October 29, 2019

Review: The Outside

The Outside The Outside by Ada Hoffmann
My rating: 5 of 5 stars

This book melds several genres into its own thing, and while for much of the story it's a slow burn, by the end I couldn't put it down. Fascinating worldbuilding mixed with an unsettling version of Lovecraftian cosmic horror (and the even more unsettling concept of quantum supercomputers mutated into humanity's gods and conquerors) and you end up with a creepy, unique, unforgettable tale.

Much has been made of this book's protagonist, Yasira Shien, being autistic (and her antagonist, Dr. Evianna Talirr, obviously is as well, though it's not as directly stated). I appreciated this, but Yasira was not the most interesting part of the book to me. Her character was well drawn, but a few of the side characters (particularly Tiv, her lover, and Enga, a totally badass, cynical cyborg) are worthy of books in their own right. The focus is mostly on Yasira throughout (with some viewpoint sections from Akavi Averis, an augmented servant of Nemesis, one of the AI Gods).

What disturbed me more than anything else were some of the worldbuilding nuances. This far future of humanity has its own new, twisted religion--supercomputers that have ascended to sentience and made themselves gods, complete with their own (patently false) history and myths. (A lot of this is revealed in the book and article snippets at the beginning of each chapter.) We don't meet any of the Gods as such, just Their creations--humans turned into "angels," chosen and modified with so much technology their brains are half organic and half silicon chips, and in the case of Enga, whose bodies are implanted with weapons that would swat a Terminator away like an insect. Ordinary humans are second- and third-class citizens, restricted in their movements and technology--they're forbidden from progressing past old-fashioned vacuum-tube style computers, for example--and treated with a smug patronization by the servants of the AIs, who think said humans should be grateful for everything the AIs have done for them. If you dare to object to this setup, you're called a heretic, and captured, tortured and terminated.

Into this uneasy status quo comes Yasira, who invents a new power source that, unbeknownst to her, links to and sucks in the titular Outside, Hoffman's version of the Lovecraftian mythos--an extradimensional universe full of myth, monsters, and metaphysical concepts of time and space (time and space, along with everything else, is "lies," according to Evianna Talirr, a motif repeated through the book).

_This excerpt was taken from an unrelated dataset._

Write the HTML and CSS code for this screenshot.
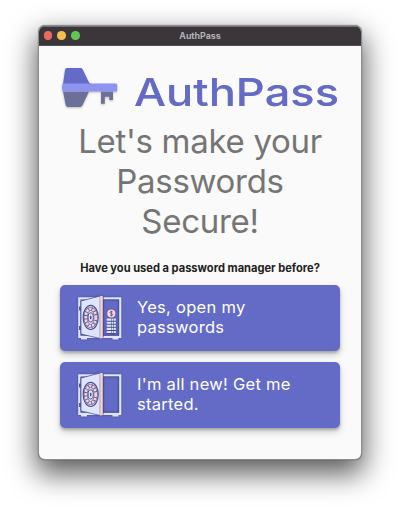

The Outside was first discovered by Yasira's mentor Dr. Evianna Talirr, who disappeared three years ago. After the Talirr-Shien reactor malfunctions and destroys the space station where it was built, Yasira is dragged into the quest to hunt down Dr. Talirr, who has evidently been facilitating increasingly dangerous Outside incursions to further her own agenda.

The story revolves around Yasira's pursuit of Evianna Talirr, and the slow reconstruction of her character, as she comes to question everything she has been taught to believe. This is a slow, deliberate progression, befitting Yasira's character. I like Yasira and Evianna well enough, but truthfully, I would love a prequel to this universe, showing how it came to be. How humans came to accept quantum supercomputers (and the characters know they are supercomputers, originally built by the present generation's ancestors) transforming themselves into all-seeing Gods, and the fact that after death, their consciousness and memories are harvested by said supercomputers to maintain their own supremacy and existence (and even before one's death, if you want to become a "sell-soul")--well, that would make a terrifying tale in its own right, it seems to me.

This is some of the most original worldbuilding I have ever read. I loved it. I'm grateful for this book's slower pacing, to give the reader time to absorb what's being presented. And the ending, which sets Yasira and her lover Tiv up to lead the rebellion against the Gods--well, my goodness. This book's sequel (if, as I fervently hope, there is one) will be an insta-buy for me as soon as it comes out.